Pick out each line with the word "this" from the material that follows.

******************************

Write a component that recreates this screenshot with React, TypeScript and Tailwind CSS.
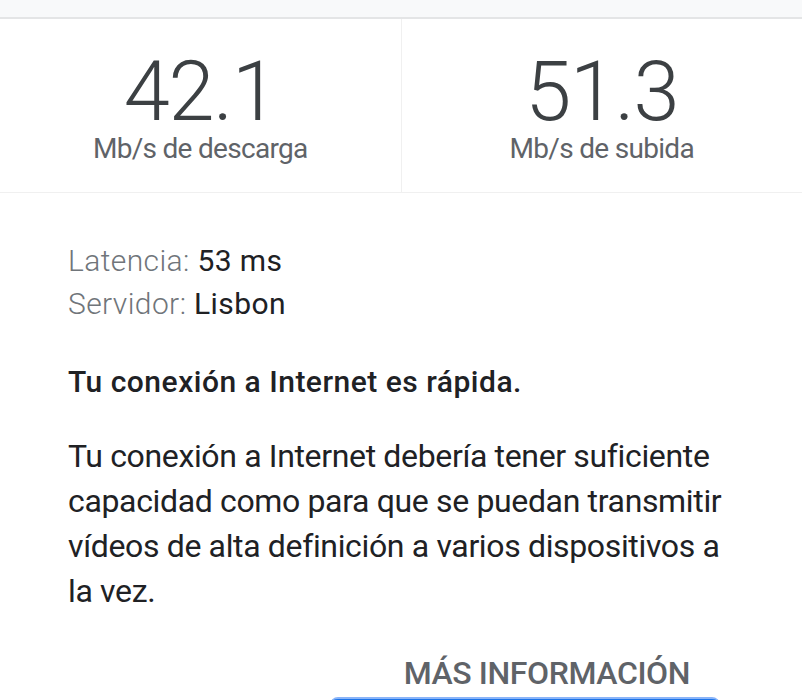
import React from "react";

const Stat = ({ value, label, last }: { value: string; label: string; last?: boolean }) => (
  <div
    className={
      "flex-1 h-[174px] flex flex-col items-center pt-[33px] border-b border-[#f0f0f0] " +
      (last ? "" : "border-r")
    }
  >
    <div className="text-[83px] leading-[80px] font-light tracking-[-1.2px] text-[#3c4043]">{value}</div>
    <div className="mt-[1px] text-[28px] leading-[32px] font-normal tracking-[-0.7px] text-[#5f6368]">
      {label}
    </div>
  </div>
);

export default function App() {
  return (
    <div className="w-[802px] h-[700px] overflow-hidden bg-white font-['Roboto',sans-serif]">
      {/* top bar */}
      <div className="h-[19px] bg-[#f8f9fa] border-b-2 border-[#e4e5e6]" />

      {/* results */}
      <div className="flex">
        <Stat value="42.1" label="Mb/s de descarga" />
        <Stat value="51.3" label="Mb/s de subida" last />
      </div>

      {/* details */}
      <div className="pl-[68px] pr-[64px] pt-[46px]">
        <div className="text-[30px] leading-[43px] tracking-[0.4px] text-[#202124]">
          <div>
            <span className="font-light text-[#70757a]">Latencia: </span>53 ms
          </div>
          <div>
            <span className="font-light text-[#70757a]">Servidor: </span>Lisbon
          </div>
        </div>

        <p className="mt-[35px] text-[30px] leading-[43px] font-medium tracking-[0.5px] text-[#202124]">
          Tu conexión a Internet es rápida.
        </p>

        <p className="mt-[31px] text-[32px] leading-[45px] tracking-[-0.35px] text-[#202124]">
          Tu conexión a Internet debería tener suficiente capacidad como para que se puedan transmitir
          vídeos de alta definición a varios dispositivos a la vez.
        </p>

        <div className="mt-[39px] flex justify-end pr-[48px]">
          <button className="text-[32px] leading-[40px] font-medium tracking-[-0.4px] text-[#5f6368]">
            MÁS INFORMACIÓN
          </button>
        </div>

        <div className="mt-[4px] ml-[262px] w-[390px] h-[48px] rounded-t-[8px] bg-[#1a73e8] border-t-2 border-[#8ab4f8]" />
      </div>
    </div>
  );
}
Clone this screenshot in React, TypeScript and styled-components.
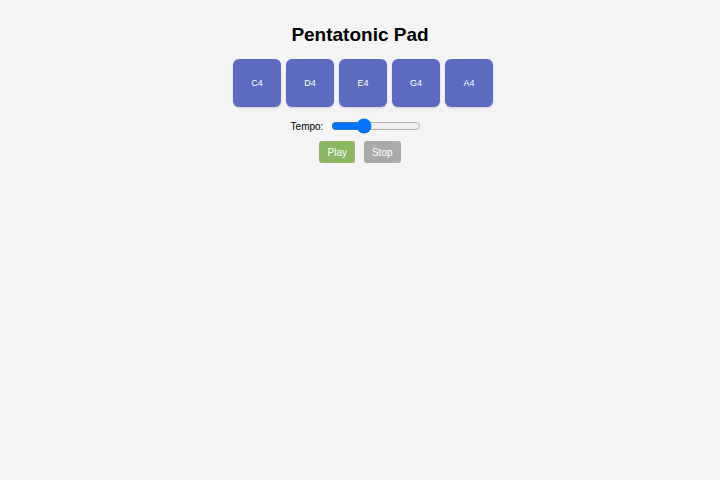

******************************

→ **OUTPUT OF THE TASK**
Write a component that recreates this screenshot with React, TypeScript and Tailwind CSS.
Clone this screenshot in React, TypeScript and styled-components.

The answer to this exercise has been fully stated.